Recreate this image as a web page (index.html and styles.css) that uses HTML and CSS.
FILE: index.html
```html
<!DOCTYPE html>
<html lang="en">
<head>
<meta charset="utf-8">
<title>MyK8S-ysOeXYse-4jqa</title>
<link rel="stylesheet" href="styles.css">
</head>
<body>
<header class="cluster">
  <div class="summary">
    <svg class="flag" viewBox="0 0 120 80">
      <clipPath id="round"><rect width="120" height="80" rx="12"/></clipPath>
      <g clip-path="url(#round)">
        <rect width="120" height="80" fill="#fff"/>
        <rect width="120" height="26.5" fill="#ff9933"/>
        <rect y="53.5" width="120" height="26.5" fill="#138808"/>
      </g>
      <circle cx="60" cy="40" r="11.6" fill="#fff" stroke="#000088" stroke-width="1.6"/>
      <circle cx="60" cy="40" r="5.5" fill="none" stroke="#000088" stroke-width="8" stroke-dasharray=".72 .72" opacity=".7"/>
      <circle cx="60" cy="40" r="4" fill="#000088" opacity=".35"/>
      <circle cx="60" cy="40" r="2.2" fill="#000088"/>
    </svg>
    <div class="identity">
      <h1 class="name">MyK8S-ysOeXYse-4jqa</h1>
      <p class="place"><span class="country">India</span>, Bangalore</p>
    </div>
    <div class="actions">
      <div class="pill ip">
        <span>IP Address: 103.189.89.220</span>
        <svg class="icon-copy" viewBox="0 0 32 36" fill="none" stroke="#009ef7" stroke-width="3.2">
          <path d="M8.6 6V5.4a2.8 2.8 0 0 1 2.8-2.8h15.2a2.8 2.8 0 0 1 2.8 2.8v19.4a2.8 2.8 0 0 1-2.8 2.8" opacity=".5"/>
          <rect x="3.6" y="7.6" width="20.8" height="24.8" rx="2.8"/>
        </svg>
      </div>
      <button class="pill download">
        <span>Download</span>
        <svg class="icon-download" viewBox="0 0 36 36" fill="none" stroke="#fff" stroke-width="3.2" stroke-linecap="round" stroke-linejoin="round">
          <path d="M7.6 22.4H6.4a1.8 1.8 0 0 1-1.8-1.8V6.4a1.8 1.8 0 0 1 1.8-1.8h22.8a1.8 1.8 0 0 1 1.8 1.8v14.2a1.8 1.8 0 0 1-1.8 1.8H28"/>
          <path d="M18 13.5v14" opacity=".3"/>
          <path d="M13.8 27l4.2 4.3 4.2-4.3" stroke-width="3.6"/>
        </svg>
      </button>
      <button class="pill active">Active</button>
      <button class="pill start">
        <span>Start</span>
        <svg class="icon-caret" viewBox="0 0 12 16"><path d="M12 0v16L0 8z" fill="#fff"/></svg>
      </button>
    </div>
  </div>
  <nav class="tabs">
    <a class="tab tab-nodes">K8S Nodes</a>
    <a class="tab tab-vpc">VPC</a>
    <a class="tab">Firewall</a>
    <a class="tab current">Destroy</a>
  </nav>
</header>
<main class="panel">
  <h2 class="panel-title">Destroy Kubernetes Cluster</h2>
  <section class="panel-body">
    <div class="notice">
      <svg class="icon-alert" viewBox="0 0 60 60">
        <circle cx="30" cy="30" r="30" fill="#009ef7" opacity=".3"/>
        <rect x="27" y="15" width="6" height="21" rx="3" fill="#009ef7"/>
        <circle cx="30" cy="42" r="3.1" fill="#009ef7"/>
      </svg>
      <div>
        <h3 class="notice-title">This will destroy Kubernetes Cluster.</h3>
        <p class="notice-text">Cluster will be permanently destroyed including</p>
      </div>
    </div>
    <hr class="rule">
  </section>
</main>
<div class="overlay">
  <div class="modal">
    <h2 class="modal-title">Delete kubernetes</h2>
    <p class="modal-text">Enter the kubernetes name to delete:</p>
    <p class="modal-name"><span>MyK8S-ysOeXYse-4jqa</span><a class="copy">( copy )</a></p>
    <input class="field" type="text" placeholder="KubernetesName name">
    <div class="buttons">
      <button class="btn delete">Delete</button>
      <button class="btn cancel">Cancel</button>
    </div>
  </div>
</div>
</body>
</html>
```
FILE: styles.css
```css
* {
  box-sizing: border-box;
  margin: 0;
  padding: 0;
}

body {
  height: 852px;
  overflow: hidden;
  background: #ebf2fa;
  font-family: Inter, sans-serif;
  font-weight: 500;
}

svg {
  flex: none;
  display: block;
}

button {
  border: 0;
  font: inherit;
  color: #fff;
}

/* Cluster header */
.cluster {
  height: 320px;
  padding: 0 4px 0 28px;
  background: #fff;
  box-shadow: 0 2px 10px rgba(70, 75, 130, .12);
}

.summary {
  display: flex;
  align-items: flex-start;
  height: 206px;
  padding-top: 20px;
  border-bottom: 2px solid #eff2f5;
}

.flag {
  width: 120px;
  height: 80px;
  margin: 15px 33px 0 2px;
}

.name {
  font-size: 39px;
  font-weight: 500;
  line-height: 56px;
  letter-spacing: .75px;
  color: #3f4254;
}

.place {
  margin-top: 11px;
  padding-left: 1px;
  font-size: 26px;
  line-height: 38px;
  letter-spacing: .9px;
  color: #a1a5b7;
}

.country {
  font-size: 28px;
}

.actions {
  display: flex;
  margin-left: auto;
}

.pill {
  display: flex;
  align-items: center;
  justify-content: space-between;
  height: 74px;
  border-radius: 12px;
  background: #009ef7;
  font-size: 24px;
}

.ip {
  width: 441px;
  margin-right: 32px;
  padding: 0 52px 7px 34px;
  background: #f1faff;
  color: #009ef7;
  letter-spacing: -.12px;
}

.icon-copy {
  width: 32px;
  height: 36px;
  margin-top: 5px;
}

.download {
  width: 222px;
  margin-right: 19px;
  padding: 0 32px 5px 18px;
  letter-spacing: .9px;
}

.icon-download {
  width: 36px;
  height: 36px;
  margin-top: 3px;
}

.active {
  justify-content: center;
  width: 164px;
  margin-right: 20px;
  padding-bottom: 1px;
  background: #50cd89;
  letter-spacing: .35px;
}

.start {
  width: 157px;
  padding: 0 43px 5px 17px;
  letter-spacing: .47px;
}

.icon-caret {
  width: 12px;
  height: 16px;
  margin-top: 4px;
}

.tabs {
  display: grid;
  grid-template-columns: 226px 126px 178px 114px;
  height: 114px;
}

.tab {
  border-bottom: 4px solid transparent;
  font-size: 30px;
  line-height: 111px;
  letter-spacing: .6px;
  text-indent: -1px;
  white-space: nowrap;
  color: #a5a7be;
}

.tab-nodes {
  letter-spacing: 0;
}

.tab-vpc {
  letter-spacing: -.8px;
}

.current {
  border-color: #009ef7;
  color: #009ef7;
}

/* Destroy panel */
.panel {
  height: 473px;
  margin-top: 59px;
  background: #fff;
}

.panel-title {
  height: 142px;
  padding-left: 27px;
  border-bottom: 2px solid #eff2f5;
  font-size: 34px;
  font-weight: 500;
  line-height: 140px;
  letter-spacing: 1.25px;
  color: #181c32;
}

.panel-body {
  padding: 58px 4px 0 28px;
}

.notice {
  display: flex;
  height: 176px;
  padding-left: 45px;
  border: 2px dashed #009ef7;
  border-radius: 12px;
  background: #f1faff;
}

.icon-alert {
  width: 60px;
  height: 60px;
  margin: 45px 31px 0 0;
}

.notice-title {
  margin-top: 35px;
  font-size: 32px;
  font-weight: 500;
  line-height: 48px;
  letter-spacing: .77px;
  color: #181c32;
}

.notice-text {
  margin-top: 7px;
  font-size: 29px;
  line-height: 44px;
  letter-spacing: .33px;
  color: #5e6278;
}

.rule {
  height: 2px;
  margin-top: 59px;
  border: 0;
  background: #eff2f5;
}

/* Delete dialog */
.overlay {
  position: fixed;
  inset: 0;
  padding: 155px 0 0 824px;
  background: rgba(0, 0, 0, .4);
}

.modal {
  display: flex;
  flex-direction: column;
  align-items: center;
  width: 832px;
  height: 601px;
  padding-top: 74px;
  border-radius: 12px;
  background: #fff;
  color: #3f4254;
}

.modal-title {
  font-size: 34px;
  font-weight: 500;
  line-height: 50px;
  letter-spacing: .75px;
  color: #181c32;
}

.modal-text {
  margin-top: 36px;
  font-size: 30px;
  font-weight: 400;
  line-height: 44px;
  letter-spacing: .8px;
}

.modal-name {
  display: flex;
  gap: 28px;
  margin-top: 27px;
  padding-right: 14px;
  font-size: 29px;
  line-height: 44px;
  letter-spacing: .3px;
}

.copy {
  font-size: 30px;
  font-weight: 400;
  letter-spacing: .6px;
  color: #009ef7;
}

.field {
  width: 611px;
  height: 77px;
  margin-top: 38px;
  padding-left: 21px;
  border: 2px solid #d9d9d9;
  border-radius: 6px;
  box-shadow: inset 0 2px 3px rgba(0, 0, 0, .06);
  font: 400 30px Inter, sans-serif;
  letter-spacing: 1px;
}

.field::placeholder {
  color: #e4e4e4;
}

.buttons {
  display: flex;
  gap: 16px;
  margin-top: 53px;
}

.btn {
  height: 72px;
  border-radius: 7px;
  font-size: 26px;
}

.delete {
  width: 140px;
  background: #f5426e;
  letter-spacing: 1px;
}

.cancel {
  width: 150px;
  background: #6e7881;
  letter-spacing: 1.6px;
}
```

####################

Return every line in the listing that contains the word "styles".

(Solution to this task):
Recreate this image as a web page (index.html and styles.css) that uses HTML and CSS.
<link rel="stylesheet" href="styles.css">
FILE: styles.css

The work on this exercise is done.